Eight Killed in Shooting

Eight people were killed and several others have been wounded after a gunman opened fire at a FedEx Ground Facility in Indianapolis late Thursday.

The gunman killed four people in the parking lot then four people inside before taking his own life, according to local officials. Authorities have identified the gunman and are searching his home, but have not disclosed any potential motives.

“There was no confrontation with anyone that was there,” Deputy Chief Craig McCartt of the Indianapolis Metropolitan Police Department said during a press conference. “There was no disturbance, there was no argument. He just appeared to randomly start shooting.”

Several witnesses told local outlets they initially thought the gunshots were engines backfiring or another type of mechanical noise until they saw the gunman. Some said they heard him shouting indistinctly before opening fire. The investigation is still in very early stages and victims have not yet been identified. 

The facility employs 4,500 team members. It is unclear how many were working at the time of the shooting. FedEx released a statement expressing its condolences to the victims and their families. 

“We are deeply shocked and saddened by the loss of our team members following the tragic shooting at our FedEx Ground facility in Indianapolis,” the statement read. “Our most heartfelt sympathies are with all those affected by this senseless act of violence. The safety of our team members is our top priority, and we are fully cooperating with investigating authorities.”

Gun Violence in the U.S.

This tragedy follows a recent string of mass shootings in the U.S., including in Atlanta, Colorado, Southern California, and Texas. According to the Associated Press, this is at least the third in Indianapolis this year. 

The Gun Violence Archive has logged a total of 147 mass shootings in the U.S. so far in 2021. The organization defines mass shootings as reported and verified incidents with at least four gunshot victims.
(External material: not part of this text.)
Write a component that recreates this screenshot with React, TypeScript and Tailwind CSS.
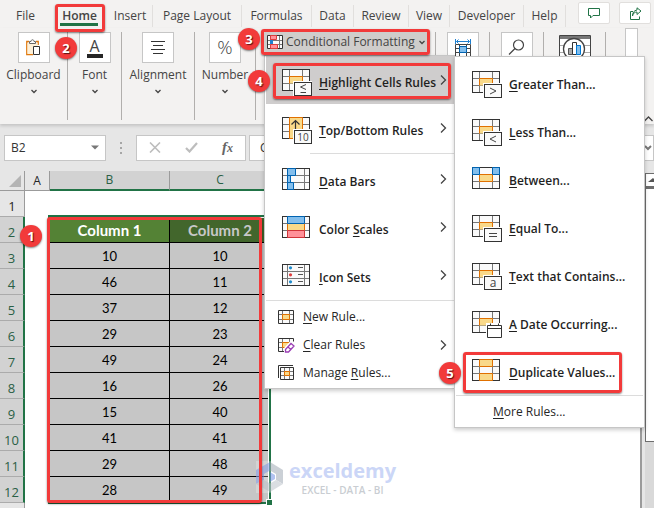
import React from 'react';

const UI_FONT = "font-['Open_Sans','Noto_Sans',sans-serif]";
const CELL_FONT = "font-['Lato','Open_Sans',sans-serif]";

const tabs = [
    { name: 'File', width: 'w-[51px]' },
    { name: 'Home', width: 'w-[57px]', active: true },
    { name: 'Insert', width: 'w-[45px]', line: true },
    { name: 'Page Layout', width: 'w-[89px]', line: true },
    { name: 'Formulas', width: 'w-[70px]', line: true },
    { name: 'Data', width: 'w-[42px]', line: true },
    { name: 'Review', width: 'w-[55px]', line: true },
    { name: 'View', width: 'w-[41px]', line: true },
    { name: 'Developer', width: 'w-[74px]', line: true },
    { name: 'Help', width: 'w-[42px]', line: true },
];

const rows = [
    [10, 10],
    [46, 11],
    [37, 12],
    [29, 23],
    [49, 24],
    [16, 26],
    [15, 40],
    [41, 41],
    [29, 48],
    [28, 49],
];

/* red outline and step number */

const Mark = ({ className }: { className: string }) => (
    <span className={`absolute z-30 border-[3px] border-[#f23a3a] rounded-[3px] shadow-[0_1px_2px_rgba(0,0,0,0.5)] pointer-events-none ${className}`} />
);

const Step = ({ n, className }: { n: number; className: string }) => (
    <span className={`absolute z-40 flex items-center justify-center w-[22px] h-[22px] rounded-full bg-[#f23a3a] text-white text-[13px] leading-none font-bold shadow-[0_1px_2px_rgba(0,0,0,0.5)] [text-shadow:1px_1px_1px_#5a1010] ${className}`}>
        {n}
    </span>
);

/* icons */

const Chevron = () => (
    <svg className="shrink-0" width="8" height="5" viewBox="0 0 8 5" fill="none" stroke="#444" strokeWidth="1.3">
        <path d="M1.5 1L4 3.5L6.5 1" />
    </svg>
);

const ArrowRight = () => (
    <svg width="7" height="10" viewBox="0 0 7 10" fill="none" stroke="#444" strokeWidth="1.3">
        <path d="M1 0.5L5.5 5L1 9.5" />
    </svg>
);

const RuleIcon = ({ kind }: { kind: string }) => {
    const inner = kind === 'bars' || kind === 'scales' || kind === 'sets';
    const x1 = inner ? 5.5 : 7.5;
    const x2 = inner ? 22.5 : 20.5;
    return (
        <svg className="shrink-0 mr-[7px]" width="30" height="27" viewBox="0 0 30 27" fill="none">
            <rect x="0.5" y="0.5" width="27" height="21" fill="#fafafa" />
            <path d={`M${x1} 1V21M${x2} 1V21M1 7.5H27M1 14.5H27`} stroke="#777" />
            <rect x="0.5" y="0.5" width="27" height="21" stroke="#333" />
            {(kind === '≤' || kind === '>' || kind === '<' || kind === '=' || kind === 'a' || kind === 'date' || kind === 'between') && (
                <path d="M7.5 7.5H20.5V14.5H7.5Z" fill="#f9d989" />
            )}
            {(kind === '≤' || kind === '>' || kind === '<' || kind === '=' || kind === 'a' || kind === 'date') && (
                <path d="M7.5 14.5V7.5H20.5V14.5" stroke="#e07000" />
            )}
            {kind === 'between' && (
                <>
                    <path d="M7.5 7.5H20.5V14.5H7.5Z" stroke="#e07000" />
                    <path d="M0.5 0.5H7.5V7.5H0.5ZM20.5 0.5H27.5V7.5H20.5Z" fill="#83beec" stroke="#0063b1" />
                </>
            )}
            {kind === 'top' && (
                <>
                    <path d="M7.5 0.5H20.5V21.5H7.5Z" fill="#f9d989" stroke="#e07000" />
                    <path d="M13.5 13V3.5M9.5 7.5L13.5 3.5L17.5 7.5" stroke="#333" strokeWidth="1.2" />
                </>
            )}
            {kind === 'dup' && (
                <path d="M7.5 0.5H20.5V7.5H7.5ZM7.5 14.5H20.5V21.5H7.5Z" fill="#f9d989" stroke="#e07000" />
            )}
            {kind === 'bars' && (
                <path d="M5.5 0.5H13.5V7.5H5.5ZM5.5 7.5H8.5V14.5H5.5ZM5.5 14.5H11.5V21.5H5.5Z" fill="#83beec" stroke="#0063b1" />
            )}
            {kind === 'scales' && (
                <>
                    <path d="M5.5 7.5H22.5V14.5H5.5Z" fill="#f9d989" stroke="#e07000" />
                    <path d="M5.5 0.5H22.5V7.5H5.5Z" fill="#83beec" stroke="#0063b1" />
                    <path d="M5.5 14.5H22.5V21.5H5.5Z" fill="#ff9199" stroke="#d13438" />
                </>
            )}
            {kind === 'sets' && (
                <>
                    <circle cx="8.5" cy="3.8" r="1.6" fill="#1e8bcd" />
                    <circle cx="8.5" cy="10.8" r="1.6" fill="#e03c3c" />
                    <circle cx="8.5" cy="17.8" r="1.6" fill="#1e8bcd" />
                    <path d="M16 3.5H21M16 10.5H21M16 17.5H21" stroke="#555" />
                </>
            )}
            {(kind === '≤' || kind === '>' || kind === '<' || kind === '=' || kind === 'a' || kind === 'top') && (
                <>
                    <path d="M11 12H30V27H11Z" fill="#fff" />
                    <rect x="12.5" y="13.5" width="17" height="13" fill="#fafafa" stroke="#333" />
                </>
            )}
            {kind === '≤' && <path d="M24 15.5L18.5 18L24 20.5M18.5 23.5H24" stroke="#444" />}
            {kind === '>' && <path d="M18 17L24 20L18 23" stroke="#444" />}
            {kind === '<' && <path d="M24 17L18 20L24 23" stroke="#444" />}
            {kind === '=' && <path d="M17 18.5H25M17 21.5H25" stroke="#444" />}
            {kind === 'a' && <text x="21" y="24" textAnchor="middle" fontSize="12" fontWeight="400" fill="#444">a</text>}
            {kind === 'top' && <text x="21" y="24" textAnchor="middle" fontSize="10" fontWeight="400" fill="#444">10</text>}
            {kind === 'date' && (
                <>
                    <path d="M14 12H30V27H14Z" fill="#fff" />
                    <path d="M15.5 14.5H29.5V26.5H15.5ZM15.5 17.5H29.5M18.5 12.5V15M26.5 12.5V15" stroke="#333" />
                </>
            )}
        </svg>
    );
};

const SmallRuleIcon = ({ kind }: { kind: string }) => (
    <svg className="shrink-0" width="17" height="16" viewBox="0 0 17 16" fill="none">
        {kind === 'manage' ? (
            <>
                <path d="M0.5 13V0.5H15" stroke="#333" />
                <path d="M2.5 2.5H15.5V14.5H2.5Z" fill="#fafafa" stroke="#333" />
                <path d="M6.5 3V14M11.5 3V14M3 6.5H15M3 10.5H15" stroke="#777" />
                <path d="M6.5 6.5H11.5V10.5H6.5Z" fill="#f9d989" stroke="#e07000" />
            </>
        ) : (
            <>
                <path d="M0.5 1.5H15.5V14.5H0.5Z" fill="#fafafa" stroke="#333" />
                <path d="M4.5 2V14M11.5 2V14M1 5.5H15M1 10.5H15" stroke="#777" />
                <path d="M4.5 5.5H11.5V10.5H4.5Z" fill="#f9d989" stroke="#e07000" />
            </>
        )}
        {kind === 'clear' && (
            <>
                <path d="M6 16L6 11L12 4.5H17V16Z" fill="#fff" />
                <path d="M7.5 12.5L13 6.5L16 9L10.5 15H7.5ZM10 10L12.8 12.5" stroke="#9b3fb5" strokeWidth="1.3" />
            </>
        )}
    </svg>
);

/* menus */

type LabelProps = { text: string; hot: number };

const Label = ({ text, hot }: LabelProps) => (
    <span>
        {text.slice(0, hot)}
        <span className="underline underline-offset-2">{text[hot]}</span>
        {text.slice(hot + 1)}
    </span>
);

type ItemProps = { kind: string; text: string; hot?: number; arrow?: boolean; selected?: boolean; children?: React.ReactNode };

const BigItem = ({ kind, text, hot = 0, arrow, selected, children }: ItemProps) => (
    <div className={`relative ${selected ? 'bg-[#cfcdcd]' : ''}`}>
        <button type="button" role="menuitem" className="flex items-center w-full h-12 pl-4 pr-[7px] pt-[5px] text-left text-[12px] leading-4 font-semibold text-[#1f1f1f] whitespace-nowrap">
            <RuleIcon kind={kind} />
            <Label text={text} hot={hot} />
            {arrow && <span className="ml-auto mb-1.5"><ArrowRight /></span>}
        </button>
        {children}
    </div>
);

const SmallItem = ({ kind, text, hot = 0, arrow }: ItemProps) => (
    <button type="button" role="menuitem" className="flex items-center gap-2 w-full h-7 pl-3 pr-[7px] text-left text-[12px] leading-4 text-[#262626] whitespace-nowrap">
        <SmallRuleIcon kind={kind} />
        <Label text={text} hot={hot} />
        {arrow && <span className="ml-auto"><ArrowRight /></span>}
    </button>
);

const RulesMenu = () => (
    <div role="menu" className="absolute top-full left-0 z-20 w-[191px] mt-[3px] pl-px pb-px bg-white border border-[#c6c6c6] shadow-[0_2px_4px_rgba(0,0,0,0.2)]">
        <BigItem kind="≤" text="Highlight Cells Rules" arrow selected>
            <Mark className="left-[7px] right-[3px] top-[7px] h-[36px]" />
            <Step n={4} className="-left-[18px] top-[14px]" />
        </BigItem>
        <BigItem kind="top" text="Top/Bottom Rules" arrow />
        <hr className="ml-11 my-px border-[#dcdcdc]" />
        <BigItem kind="bars" text="Data Bars" arrow />
        <BigItem kind="scales" text="Color Scales" hot={6} arrow />
        <BigItem kind="sets" text="Icon Sets" arrow />
        <hr className="mt-px mb-0.5 border-[#dcdcdc]" />
        <SmallItem kind="new" text="New Rule..." />
        <SmallItem kind="clear" text="Clear Rules" arrow />
        <SmallItem kind="manage" text="Manage Rules..." hot={7} />

        <div role="menu" className="absolute top-0 left-[189px] w-[191px] p-px bg-white border border-[#c6c6c6] shadow-[0_2px_4px_rgba(0,0,0,0.2)]">
            <BigItem kind=">" text="Greater Than..." />
            <BigItem kind="<" text="Less Than..." />
            <BigItem kind="between" text="Between..." />
            <BigItem kind="=" text="Equal To..." />
            <BigItem kind="a" text="Text that Contains..." />
            <BigItem kind="date" text="A Date Occurring..." />
            <BigItem kind="dup" text="Duplicate Values...">
                <Mark className="left-[7px] right-[21px] top-[6px] h-[41px]" />
                <Step n={5} className="-left-[17px] top-[16px]" />
            </BigItem>
            <hr className="my-px border-[#dcdcdc]" />
            <button type="button" role="menuitem" className="flex items-center w-full h-[29px] pl-[37px] text-[12px] leading-4 text-[#262626]">
                <Label text="More Rules..." hot={0} />
            </button>
        </div>
    </div>
);

/* ribbon */

type GroupProps = { name: string; width: string; bare?: boolean; iconOnly?: boolean; children: React.ReactNode };

const Group = ({ name, width, bare, iconOnly, children }: GroupProps) => (
    <button type="button" aria-label={name} className={`flex flex-col items-center shrink-0 h-[88px] border-r border-[#b1afad] text-[12px] leading-4 text-[#444] ${width}`}>
        <span className={`flex items-center justify-center w-8 h-[31px] mb-1 ${bare ? '' : 'bg-white border border-[#c6c6c6]'}`}>{children}</span>
        {!iconOnly && (
            <>
                <span>{name}</span>
                <span className="mt-1.5"><Chevron /></span>
            </>
        )}
    </button>
);

const Ribbon = () => (
    <div className="relative z-10 flex items-start h-24 pt-1 bg-[#f3f2f1] shadow-[0_2px_3px_rgba(0,0,0,0.15)]">
        <Group name="Clipboard" width="w-[68px]">
            <svg width="15" height="17" viewBox="0 0 15 17" fill="none">
                <path d="M3 2.5H0.8V15.5H7M10 2.5H12.2V6" stroke="#e07a10" strokeWidth="1.4" />
                <path d="M1.5 4H11.5V7H7V15H1.5Z" fill="#fdf0d8" />
                <path d="M3.5 4.5V2.5H5C5 0.2 8 0.2 8 2.5H9.5V4.5Z" fill="#fff" stroke="#666" />
                <path d="M7.5 7.5H13.5V15.5H7.5Z" fill="#fff" stroke="#333" />
            </svg>
        </Group>
        <Group name="Font" width="w-[54px]">
            <span className="flex flex-col items-center w-4 border-b-4 border-[#262626] text-[16px] leading-4">A</span>
        </Group>
        <Group name="Alignment" width="w-[73px]">
            <svg width="14" height="14" viewBox="0 0 14 14" stroke="#333">
                <path d="M0 0.5H14M2 4.5H12M0 8.5H14M2 12.5H12" />
            </svg>
        </Group>
        <Group name="Number" width="w-[61px]">
            <span className="text-[19px] leading-none font-light">%</span>
        </Group>
        <div className="shrink-0 w-[180px] h-[88px] pl-2 pr-2 border-r border-[#b1afad]">
            <div className="relative">
                <button type="button" aria-haspopup="menu" className="flex items-center gap-[3px] w-full h-5 pl-[3px] bg-[#cfcdcb] text-[12px] leading-4 text-[#444] whitespace-nowrap">
                    <svg className="shrink-0" width="16" height="15" viewBox="0 0 16 15" fill="none">
                        <path d="M0.5 0.5H15.5V13.5H0.5Z" fill="#fafafa" />
                        <path d="M3.5 1V13M12.5 1V13M1 5.5H15M1 9.5H15" stroke="#777" />
                        <path d="M0.5 0.5H15.5V13.5H0.5Z" stroke="#333" />
                        <path d="M3.5 0.5H9.5V4.5H3.5ZM3.5 9.5H10.5V13.5H3.5Z" fill="#ff9199" stroke="#e03c3c" />
                        <path d="M3 5H6V9H3Z" fill="#1e7fd0" />
                    </svg>
                    <span>Conditional Formatting</span>
                    <Chevron />
                </button>
                <Mark className="-inset-[3px]" />
                <Step n={3} className="-left-[26px] -top-[4px]" />
                <RulesMenu />
            </div>
        </div>
        <Group name="Cells" width="w-[54px]" iconOnly>
            <svg width="16" height="18" viewBox="0 0 16 18" fill="none">
                <path d="M0.5 5.5H15.5V17M0.5 5.5V17M0.5 9.5H15.5M0.5 13.5H15.5M4.5 6V17M11.5 6V17" stroke="#444" />
                <path d="M4.5 7.5H11.5V13.5H4.5Z" fill="#83beec" stroke="#0063b1" />
                <path d="M1.5 2.5H14.5M3.5 0.5L1.5 2.5L3.5 4.5M12.5 0.5L14.5 2.5L12.5 4.5M0.5 0V5M15.5 0V5" stroke="#1e7fd0" />
            </svg>
        </Group>
        <Group name="Editing" width="w-[54px]" iconOnly>
            <svg width="17" height="17" viewBox="0 0 17 17" fill="none" stroke="#444" strokeWidth="1.2">
                <circle cx="10.5" cy="6" r="5" />
                <path d="M7 9.5L1 15.5" />
            </svg>
        </Group>
        <Group name="Analysis" width="w-[62px]" bare iconOnly>
            <svg width="32" height="28" viewBox="0 0 32 28" fill="none">
                <path d="M0.5 1.5H31.5V27H0.5Z" fill="#fff" stroke="#444" />
                <path d="M1 2H31V5H1Z" fill="#777" />
                <path d="M1 11.5H31M1 18.5H31" stroke="#aaa" />
                <circle cx="15" cy="15" r="10.5" fill="#fff" stroke="#444" strokeWidth="1.3" />
                <path d="M9.5 14.5H13.5V20.5H9.5Z" fill="#aaa" stroke="#555" />
                <path d="M13.5 8.5H17.5V20.5H13.5Z" fill="#fff" stroke="#333" />
                <path d="M17.5 11.5H21.5V20.5H17.5Z" fill="#83beec" stroke="#0078d4" />
            </svg>
        </Group>
        <span className="w-[13px] h-8 ml-[19px] -mt-1 bg-white border border-[#c6c6c6]" />
        <button type="button" aria-label="Collapse ribbon" className="self-end ml-auto mr-px pb-0.5">
            <svg width="9" height="6" viewBox="0 0 9 6" fill="none" stroke="#444" strokeWidth="1.3">
                <path d="M0.5 5L4.5 1L8.5 5" />
            </svg>
        </button>
    </div>
);

const TabBar = () => (
    <div className="flex items-start h-7 pt-0.5 bg-[#f3f2f1]">
        {tabs.map((tab) => (
            <div key={tab.name} className={`relative shrink-0 h-[22px] ${tab.width}`}>
                <button
                    type="button"
                    className={`w-full h-[22px] text-[12px] leading-[22px] text-[#444] whitespace-nowrap ${tab.line ? 'border-r border-[#e1dfdd]' : ''} ${tab.active ? 'font-semibold' : ''}`}
                >
                    {tab.name}
                </button>
                {tab.active && (
                    <>
                        <span className="absolute left-[9px] right-[10px] top-[21px] h-[3px] bg-[#217346]" />
                        <Mark className="left-1 right-[3px] top-[2px] h-[28px]" />
                        <Step n={2} className="left-1 top-[35px]" />
                    </>
                )}
            </div>
        ))}
        <div className="flex gap-[9px] ml-auto mr-[3px]">
            <button type="button" aria-label="Comments" className="flex items-center justify-center w-8 h-[22px] bg-white border border-[#e1dfdd] rounded-[2px]">
                <svg width="12" height="11" viewBox="0 0 12 11" fill="none" stroke="#217346">
                    <path d="M0.5 0.5H11.5V7.5H5L2.5 10V7.5H0.5Z" />
                </svg>
            </button>
            <button type="button" aria-label="Share" className="flex items-center justify-center w-8 h-[22px] bg-white border border-[#e1dfdd] rounded-[2px]">
                <svg width="13" height="13" viewBox="0 0 13 13" fill="none" stroke="#217346">
                    <path d="M4 4.5H1.5V12.5H10.5V9.5M3.5 9C4 6 6 5 8 5V7.5L12 4L8 0.8V3C5 3.5 3.5 5.5 3.5 9Z" />
                </svg>
            </button>
        </div>
    </div>
);

const FormulaBar = () => (
    <div className="flex items-center shrink-0 h-[47px] pl-1 bg-[#e6e6e6]">
        <div className="flex items-center w-[102px] h-[26px] pl-[6px] pr-1.5 bg-white border border-[#c6c6c6]">
            <input aria-label="Name Box" defaultValue="B2" className="w-0 grow text-[12px] text-[#333] outline-none" />
            <svg width="8" height="5" viewBox="0 0 8 5" fill="#777"><path d="M0 0.5H8L4 4.5Z" /></svg>
        </div>
        <svg className="mx-[13px]" width="4" height="12" viewBox="0 0 4 12" fill="#a6a6a6">
            <path d="M1 0H3V2H1ZM1 5H3V7H1ZM1 10H3V12H1Z" />
        </svg>
        <div className="flex items-center justify-between w-[110px] h-[26px] px-3 bg-white border border-[#c6c6c6]">
            <button type="button" aria-label="Cancel">
                <svg width="12" height="11" viewBox="0 0 12 11" stroke="#bdbdbd" strokeWidth="1.6"><path d="M1 0.5L11 10.5M11 0.5L1 10.5" /></svg>
            </button>
            <button type="button" aria-label="Enter">
                <svg width="13" height="11" viewBox="0 0 13 11" fill="none" stroke="#bdbdbd" strokeWidth="2.2"><path d="M1 6L4.5 9.5L12 1" /></svg>
            </button>
            <button type="button" className="font-['Liberation_Serif',serif] italic font-bold text-[15px] leading-4 text-[#666]">
                f<span className="text-[12px]">x</span>
            </button>
        </div>
        <div className="flex items-center grow h-[26px] ml-[3px] pr-px bg-white border border-[#c6c6c6]">
            <input aria-label="Formula Bar" defaultValue="Column 1" className="w-0 grow pl-[10px] text-[12px] text-[#333] outline-none" />
            <svg width="8" height="6" viewBox="0 0 8 6" fill="none" stroke="#777" strokeWidth="2"><path d="M1 1L4 4L7 1" /></svg>
        </div>
    </div>
);

/* sheet */

const RowHead = ({ n, selected = true }: { n?: number; selected?: boolean }) => (
    <th className={`p-0 pb-0.5 align-bottom border-b border-b-[#ababab] text-[13px] leading-4 font-normal ${selected ? 'bg-[#d2d2d2] border-r-2 border-r-[#217346] text-[#2a6045]' : 'bg-[#e6e6e6] border-r border-r-[#9b9b9b] text-[#262626]'}`}>
        {n}
    </th>
);

const cell = 'p-0 align-middle text-center border-b border-r border-black';

const Sheet = () => (
    <div className="flex grow min-h-0 overflow-hidden bg-[#e6e6e6]">
        <div className="relative grow bg-white border-r-2 border-[#9b9b9b] overflow-hidden">
            <table className="table-fixed w-full border-separate border-spacing-0">
                <colgroup>
                    <col className="w-[25px]" />
                    <col className="w-[25px]" />
                    <col className="w-[120px]" />
                    <col className="w-[101px]" />
                    <col />
                </colgroup>
                <thead>
                    <tr className="h-5 text-[12px] leading-4">
                        <th className="p-0 bg-[#e6e6e6] border-b border-r border-[#9b9b9b]">
                            <svg className="ml-[9px]" width="12" height="12" viewBox="0 0 12 12" fill="#b4b4b4"><path d="M12 0V12H0Z" /></svg>
                        </th>
                        <th className="p-0 font-normal text-[#262626] bg-[#e6e6e6] border-b border-r border-[#9b9b9b]">A</th>
                        <th className="p-0 font-normal text-[#2a6045] bg-[#d2d2d2] border-b-2 border-b-[#217346] border-r border-r-[#9b9b9b]">B</th>
                        <th className="p-0 font-normal text-[#2a6045] bg-[#d2d2d2] border-b-2 border-b-[#217346] border-r border-r-[#9b9b9b]">C</th>
                        <th className="p-0 bg-[#e6e6e6] border-b border-[#9b9b9b]" />
                    </tr>
                </thead>
                <tbody>
                    <tr className="h-[26px]">
                        <RowHead n={1} selected={false} />
                        <td colSpan={4} />
                    </tr>
                    <tr className="h-[26px] leading-5">
                        <RowHead n={2} />
                        <td />
                        <td className={`${cell} ${CELL_FONT} bg-[#548235] text-[15px] font-bold text-white`}>Column 1</td>
                        <td className={`${cell} ${CELL_FONT} bg-[#42662c] text-[15px] font-bold text-[#c8c8c8]`}>Column 2</td>
                        <td />
                    </tr>
                    {rows.map(([b, c], i) => (
                        <tr key={i} className="h-[26px] text-[13px] leading-5 text-black">
                            <RowHead n={i + 3} />
                            <td />
                            <td className={`${cell} ${CELL_FONT} bg-[#c6c6c6]`}>{b}</td>
                            <td className={`${cell} ${CELL_FONT} bg-[#c6c6c6]`}>{c}</td>
                            <td />
                        </tr>
                    ))}
                    <tr className="h-[26px]">
                        <RowHead selected={false} />
                        <td colSpan={4} />
                    </tr>
                </tbody>
            </table>

            {/* selection frame */}
            <div className="absolute left-12 top-[44px] w-[223px] h-[289px] border-2 border-[#217346]">
                <span className="absolute inset-0 border-r border-t border-white" />
                <span className="absolute -right-[4px] -bottom-[4px] w-[7px] h-[7px] bg-[#217346] border border-white" />
            </div>
            <Mark className="left-[47px] top-[46px] w-[215px] h-[286px]" />
            <Step n={1} className="left-5 top-[54px]" />

            {/* watermark */}
            <div className="absolute left-64 top-[287px] flex items-center gap-[5px] opacity-60">
                <svg width="28" height="32" viewBox="0 0 28 32">
                    <path d="M0 0H28V32H0Z" fill="#fff" opacity="0.4" />
                    <path d="M14 1L0 9V23L8 19V13L14 9.5Z" fill="#8ea4e8" />
                    <path d="M14 1L27 9V23L20 19V13L14 9.5Z" fill="#a9b1bb" />
                    <path d="M0 23L14 31L27 23L20 19L14 22.5L8 19Z" fill="#c3c9d0" />
                    <path d="M14 11L19 14V18L14 21Z" fill="#7f9be8" />
                </svg>
                <div className="flex flex-col items-center">
                    <span className="text-[20px] leading-[26px] font-bold text-[#a9bbf2]">exceldemy</span>
                    <span className="text-[10px] leading-3 font-semibold text-[#a6adb5]">EXCEL - DATA - BI</span>
                </div>
            </div>
        </div>

        {/* vertical scroll bar */}
        <div className="flex flex-col shrink-0 w-[9px] ml-[3px] mt-0.5 bg-[#d9d9d9]">
            <button type="button" aria-label="Scroll up" className="flex items-center justify-end h-[14px] bg-white border border-r-0 border-[#6d6d6d]">
                <svg width="6" height="4" viewBox="0 0 6 4" fill="#555"><path d="M0 4L5 0L6 1V4Z" /></svg>
            </button>
            <div className="h-[255px] bg-white border border-t-2 border-r-0 border-[#6d6d6d]" />
        </div>
    </div>
);

const App = () => {
    return (
        <div className={`flex flex-col h-screen overflow-hidden bg-[#e6e6e6] ${UI_FONT}`}>
            <div className="relative z-10 shrink-0">
                <TabBar />
                <Ribbon />
            </div>
            <FormulaBar />
            <Sheet />
        </div>
    );
};

export default App;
Several politicians have released statements about the shooting, including Vice President Kamala Harris, who said this pattern “must end.”

“Yet again we have families in our country that are grieving the loss of their family members because of gun violence,” she said. “There is no question that this violence must end, and we are thinking of the families that lost their loved ones.”

President Joe Biden also released a statement saying that, “Too many Americans are dying every single day from gun violence. It stains our character and pierces the very soul of our nation.”

“Gun violence is an epidemic in America,” Biden added. “But we should not accept it. We must act.”

Indianapolis Mayor Joe Hogsett echoed those remarks in a news conference. 

“The scourge of gun violence that has killed far too many in our community and in our country,” he said.

“Our prayers are with the families of those whose lives were cut short,” he added on Twitter. 

Hogsett is among 150 U.S. mayors who recently signed a letter asking the Senate to take up gun legislation, including expanding background checks.

Editor’s Note: At Rogue Rocket, we make it a point to not include the names and pictures of mass murders or suspected mass murderers who may have been seeking attention or infamy. Therefore, we will not be linking to other sources, as they may contain these details.